● **THE EXERCISE**
Reproduce the material word for word; the images stay out.

● **DATA PROVIDED**
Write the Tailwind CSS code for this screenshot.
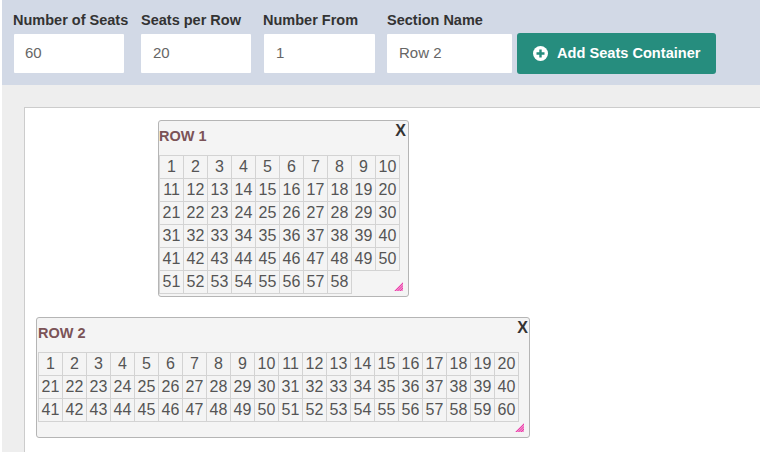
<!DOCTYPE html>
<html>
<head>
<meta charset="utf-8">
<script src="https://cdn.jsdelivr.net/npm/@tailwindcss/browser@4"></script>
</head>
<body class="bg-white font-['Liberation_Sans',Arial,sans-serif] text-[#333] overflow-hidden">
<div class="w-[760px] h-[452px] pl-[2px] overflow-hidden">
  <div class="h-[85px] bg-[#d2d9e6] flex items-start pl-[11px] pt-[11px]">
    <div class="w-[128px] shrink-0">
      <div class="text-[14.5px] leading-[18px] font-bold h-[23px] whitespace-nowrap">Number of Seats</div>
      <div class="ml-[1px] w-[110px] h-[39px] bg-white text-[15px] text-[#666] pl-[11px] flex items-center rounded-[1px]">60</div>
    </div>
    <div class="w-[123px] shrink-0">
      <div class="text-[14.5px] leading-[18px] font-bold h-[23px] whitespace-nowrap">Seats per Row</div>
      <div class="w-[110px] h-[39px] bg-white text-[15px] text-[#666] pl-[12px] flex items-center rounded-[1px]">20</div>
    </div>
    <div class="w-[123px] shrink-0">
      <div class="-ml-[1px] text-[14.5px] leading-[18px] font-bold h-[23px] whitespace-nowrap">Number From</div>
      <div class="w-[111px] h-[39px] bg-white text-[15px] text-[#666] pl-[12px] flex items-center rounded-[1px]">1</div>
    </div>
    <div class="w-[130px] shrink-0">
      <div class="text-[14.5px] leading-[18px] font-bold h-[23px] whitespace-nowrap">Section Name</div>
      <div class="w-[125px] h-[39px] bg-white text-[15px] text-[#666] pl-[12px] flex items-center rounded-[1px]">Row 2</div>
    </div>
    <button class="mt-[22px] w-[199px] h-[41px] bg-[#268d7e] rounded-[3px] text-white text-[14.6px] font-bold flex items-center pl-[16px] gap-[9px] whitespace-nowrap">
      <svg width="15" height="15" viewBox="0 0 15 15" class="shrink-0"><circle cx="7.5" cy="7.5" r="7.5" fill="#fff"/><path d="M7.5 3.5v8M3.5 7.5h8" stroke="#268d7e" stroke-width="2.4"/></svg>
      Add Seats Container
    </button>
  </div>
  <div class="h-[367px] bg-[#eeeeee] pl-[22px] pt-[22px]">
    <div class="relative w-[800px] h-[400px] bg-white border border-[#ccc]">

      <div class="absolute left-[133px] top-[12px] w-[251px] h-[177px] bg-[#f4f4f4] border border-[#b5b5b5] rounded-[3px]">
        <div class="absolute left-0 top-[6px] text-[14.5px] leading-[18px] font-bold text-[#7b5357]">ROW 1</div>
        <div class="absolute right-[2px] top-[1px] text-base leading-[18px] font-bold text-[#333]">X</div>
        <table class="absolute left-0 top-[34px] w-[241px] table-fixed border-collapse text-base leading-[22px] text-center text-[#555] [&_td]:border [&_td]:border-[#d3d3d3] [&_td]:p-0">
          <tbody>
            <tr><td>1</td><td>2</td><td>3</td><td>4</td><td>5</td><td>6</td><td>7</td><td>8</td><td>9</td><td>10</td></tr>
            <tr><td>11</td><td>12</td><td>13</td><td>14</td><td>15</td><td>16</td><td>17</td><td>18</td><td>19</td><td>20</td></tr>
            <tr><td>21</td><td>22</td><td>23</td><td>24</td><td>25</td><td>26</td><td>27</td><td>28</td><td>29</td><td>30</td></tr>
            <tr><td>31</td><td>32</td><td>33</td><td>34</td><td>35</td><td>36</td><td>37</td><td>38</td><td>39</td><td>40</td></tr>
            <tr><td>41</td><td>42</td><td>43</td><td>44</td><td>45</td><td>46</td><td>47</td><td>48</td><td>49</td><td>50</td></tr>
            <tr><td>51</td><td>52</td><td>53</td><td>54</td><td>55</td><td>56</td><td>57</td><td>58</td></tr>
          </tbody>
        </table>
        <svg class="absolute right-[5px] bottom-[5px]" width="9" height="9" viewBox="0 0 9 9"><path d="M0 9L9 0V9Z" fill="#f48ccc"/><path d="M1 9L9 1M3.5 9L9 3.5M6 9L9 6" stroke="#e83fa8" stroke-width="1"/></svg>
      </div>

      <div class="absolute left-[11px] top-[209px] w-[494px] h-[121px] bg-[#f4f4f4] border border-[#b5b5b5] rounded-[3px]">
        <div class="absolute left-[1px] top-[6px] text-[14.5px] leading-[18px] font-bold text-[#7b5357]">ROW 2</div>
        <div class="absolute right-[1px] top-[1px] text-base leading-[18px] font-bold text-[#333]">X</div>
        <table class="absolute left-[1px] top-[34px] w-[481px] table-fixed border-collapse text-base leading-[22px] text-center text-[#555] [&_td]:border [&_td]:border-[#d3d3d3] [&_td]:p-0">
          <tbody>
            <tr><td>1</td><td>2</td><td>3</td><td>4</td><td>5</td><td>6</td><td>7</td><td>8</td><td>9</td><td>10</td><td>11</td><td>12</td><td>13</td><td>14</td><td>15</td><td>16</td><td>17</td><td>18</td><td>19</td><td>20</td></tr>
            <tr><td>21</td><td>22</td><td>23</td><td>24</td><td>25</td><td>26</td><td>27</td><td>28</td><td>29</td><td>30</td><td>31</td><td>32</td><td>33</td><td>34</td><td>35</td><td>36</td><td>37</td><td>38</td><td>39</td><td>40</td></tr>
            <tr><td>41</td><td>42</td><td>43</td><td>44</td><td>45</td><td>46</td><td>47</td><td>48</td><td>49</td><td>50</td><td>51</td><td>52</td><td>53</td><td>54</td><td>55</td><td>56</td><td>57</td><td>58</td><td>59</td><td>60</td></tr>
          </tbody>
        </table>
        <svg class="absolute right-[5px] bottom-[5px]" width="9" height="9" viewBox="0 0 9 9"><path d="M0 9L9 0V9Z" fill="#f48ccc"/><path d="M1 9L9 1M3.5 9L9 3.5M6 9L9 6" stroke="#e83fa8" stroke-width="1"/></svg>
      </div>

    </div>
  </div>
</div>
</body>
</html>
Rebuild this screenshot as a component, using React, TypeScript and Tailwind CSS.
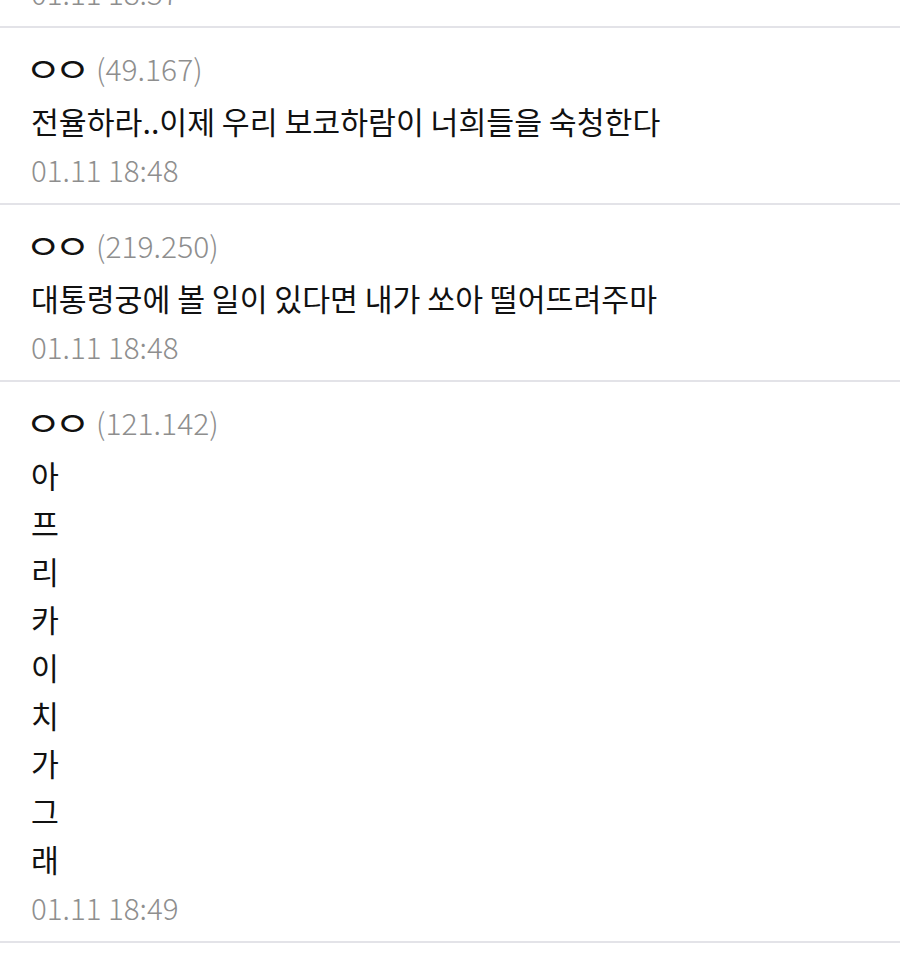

● **SOLUTION TO THIS PROBLEM**
Write the Tailwind CSS code for this screenshot.
<!DOCTYPE html>
<html>
<head>
<meta charset="utf-8">
<script src="https://cdn.jsdelivr.net/npm/@tailwindcss/browser@4"></script>
</head>
<body class="bg-white font-['Liberation_Sans',Arial,sans-serif] text-[#333] overflow-hidden">
<div class="w-[760px] h-[452px] pl-[2px] overflow-hidden">
  <div class="h-[85px] bg-[#d2d9e6] flex items-start pl-[11px] pt-[11px]">
    <div class="w-[128px] shrink-0">
      <div class="text-[14.5px] leading-[18px] font-bold h-[23px] whitespace-nowrap">Number of Seats</div>
      <div class="ml-[1px] w-[110px] h-[39px] bg-white text-[15px] text-[#666] pl-[11px] flex items-center rounded-[1px]">60</div>
    </div>
    <div class="w-[123px] shrink-0">
      <div class="text-[14.5px] leading-[18px] font-bold h-[23px] whitespace-nowrap">Seats per Row</div>
      <div class="w-[110px] h-[39px] bg-white text-[15px] text-[#666] pl-[12px] flex items-center rounded-[1px]">20</div>
    </div>
    <div class="w-[123px] shrink-0">
      <div class="-ml-[1px] text-[14.5px] leading-[18px] font-bold h-[23px] whitespace-nowrap">Number From</div>
      <div class="w-[111px] h-[39px] bg-white text-[15px] text-[#666] pl-[12px] flex items-center rounded-[1px]">1</div>
    </div>
    <div class="w-[130px] shrink-0">
      <div class="text-[14.5px] leading-[18px] font-bold h-[23px] whitespace-nowrap">Section Name</div>
      <div class="w-[125px] h-[39px] bg-white text-[15px] text-[#666] pl-[12px] flex items-center rounded-[1px]">Row 2</div>
    </div>
    <button class="mt-[22px] w-[199px] h-[41px] bg-[#268d7e] rounded-[3px] text-white text-[14.6px] font-bold flex items-center pl-[16px] gap-[9px] whitespace-nowrap">
      <svg width="15" height="15" viewBox="0 0 15 15" class="shrink-0"><circle cx="7.5" cy="7.5" r="7.5" fill="#fff"/><path d="M7.5 3.5v8M3.5 7.5h8" stroke="#268d7e" stroke-width="2.4"/></svg>
      Add Seats Container
    </button>
  </div>
  <div class="h-[367px] bg-[#eeeeee] pl-[22px] pt-[22px]">
    <div class="relative w-[800px] h-[400px] bg-white border border-[#ccc]">

      <div class="absolute left-[133px] top-[12px] w-[251px] h-[177px] bg-[#f4f4f4] border border-[#b5b5b5] rounded-[3px]">
        <div class="absolute left-0 top-[6px] text-[14.5px] leading-[18px] font-bold text-[#7b5357]">ROW 1</div>
        <div class="absolute right-[2px] top-[1px] text-base leading-[18px] font-bold text-[#333]">X</div>
        <table class="absolute left-0 top-[34px] w-[241px] table-fixed border-collapse text-base leading-[22px] text-center text-[#555] [&_td]:border [&_td]:border-[#d3d3d3] [&_td]:p-0">
          <tbody>
            <tr><td>1</td><td>2</td><td>3</td><td>4</td><td>5</td><td>6</td><td>7</td><td>8</td><td>9</td><td>10</td></tr>
            <tr><td>11</td><td>12</td><td>13</td><td>14</td><td>15</td><td>16</td><td>17</td><td>18</td><td>19</td><td>20</td></tr>
            <tr><td>21</td><td>22</td><td>23</td><td>24</td><td>25</td><td>26</td><td>27</td><td>28</td><td>29</td><td>30</td></tr>
            <tr><td>31</td><td>32</td><td>33</td><td>34</td><td>35</td><td>36</td><td>37</td><td>38</td><td>39</td><td>40</td></tr>
            <tr><td>41</td><td>42</td><td>43</td><td>44</td><td>45</td><td>46</td><td>47</td><td>48</td><td>49</td><td>50</td></tr>
            <tr><td>51</td><td>52</td><td>53</td><td>54</td><td>55</td><td>56</td><td>57</td><td>58</td></tr>
          </tbody>
        </table>
        <svg class="absolute right-[5px] bottom-[5px]" width="9" height="9" viewBox="0 0 9 9"><path d="M0 9L9 0V9Z" fill="#f48ccc"/><path d="M1 9L9 1M3.5 9L9 3.5M6 9L9 6" stroke="#e83fa8" stroke-width="1"/></svg>
      </div>

      <div class="absolute left-[11px] top-[209px] w-[494px] h-[121px] bg-[#f4f4f4] border border-[#b5b5b5] rounded-[3px]">
        <div class="absolute left-[1px] top-[6px] text-[14.5px] leading-[18px] font-bold text-[#7b5357]">ROW 2</div>
        <div class="absolute right-[1px] top-[1px] text-base leading-[18px] font-bold text-[#333]">X</div>
        <table class="absolute left-[1px] top-[34px] w-[481px] table-fixed border-collapse text-base leading-[22px] text-center text-[#555] [&_td]:border [&_td]:border-[#d3d3d3] [&_td]:p-0">
          <tbody>
            <tr><td>1</td><td>2</td><td>3</td><td>4</td><td>5</td><td>6</td><td>7</td><td>8</td><td>9</td><td>10</td><td>11</td><td>12</td><td>13</td><td>14</td><td>15</td><td>16</td><td>17</td><td>18</td><td>19</td><td>20</td></tr>
            <tr><td>21</td><td>22</td><td>23</td><td>24</td><td>25</td><td>26</td><td>27</td><td>28</td><td>29</td><td>30</td><td>31</td><td>32</td><td>33</td><td>34</td><td>35</td><td>36</td><td>37</td><td>38</td><td>39</td><td>40</td></tr>
            <tr><td>41</td><td>42</td><td>43</td><td>44</td><td>45</td><td>46</td><td>47</td><td>48</td><td>49</td><td>50</td><td>51</td><td>52</td><td>53</td><td>54</td><td>55</td><td>56</td><td>57</td><td>58</td><td>59</td><td>60</td></tr>
          </tbody>
        </table>
        <svg class="absolute right-[5px] bottom-[5px]" width="9" height="9" viewBox="0 0 9 9"><path d="M0 9L9 0V9Z" fill="#f48ccc"/><path d="M1 9L9 1M3.5 9L9 3.5M6 9L9 6" stroke="#e83fa8" stroke-width="1"/></svg>
      </div>

    </div>
  </div>
</div>
</body>
</html>
Rebuild this screenshot as a component, using React, TypeScript and Tailwind CSS.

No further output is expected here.